Set in a world where fsociety pressed the financial reset button, there are call-backs to the failed Weimar Republic that led to the creation of Nazi Germany in the 1930s, and the Great Depression of America, alongside improvised speeches delivered by President Obama and former CIA director Leon Panetta, with the latter dubbing fsociety's debt hack the "Cyber Pearl Harbour", lifted straight off a speech Panetta gave back in 2012.
If there's another aspect that continues into Mr. Robot's second year, it is the portrayal of the 99.9 percent vs the uber-rich 0.1, drawn from the anger resulting in the fallout of the 2008-09 global financial crisis. "They are barbarians in ten thousand dollar suits," a character utters at one point, which is followed by a violent incident later in the episode.
The delicate thread work that serves as the framework is possible owing to the extent of control Esmail now has over his work. In season 1, he wrote half the season and directed 3 episodes. In season 2, he's escalating - not only will he be serving as showrunner as before, but he's directing and writing the entire season of 12 episodes (though they are labelled as nine parts, with both the première and finale being two-hour showings).

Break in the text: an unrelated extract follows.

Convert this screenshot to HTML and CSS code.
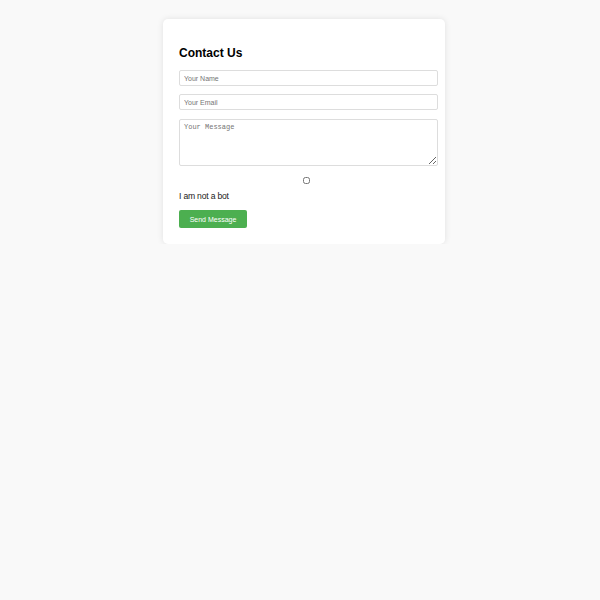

It's a deliberate decision on Esmail's part, and it shows the control he needs to properly execute his vision. An unstable Elliot doesn't have that same luxury, which is a good thing for a creator promising a "darker" show and for us as viewers. After all, the show is at its best not when it's commenting on the state of the world, exploring the future of fsociety, or how the various characters are coping with their new surroundings, but rather in the exchanges between Malek's Elliot and his inseparable alter image Mr. Robot, played by Christian Slater.
Elliot is still in the dark trying to figure out what happened to Tyrell and where he goes from here - and so is the audience heading into the rest of season two of Mr. Robot. Esmail is the only one in control, and he wants it exactly like that.
Mr. Robot season two premières in the US on USA Network July 13, while Colors Infinity is airing it in India from July 14.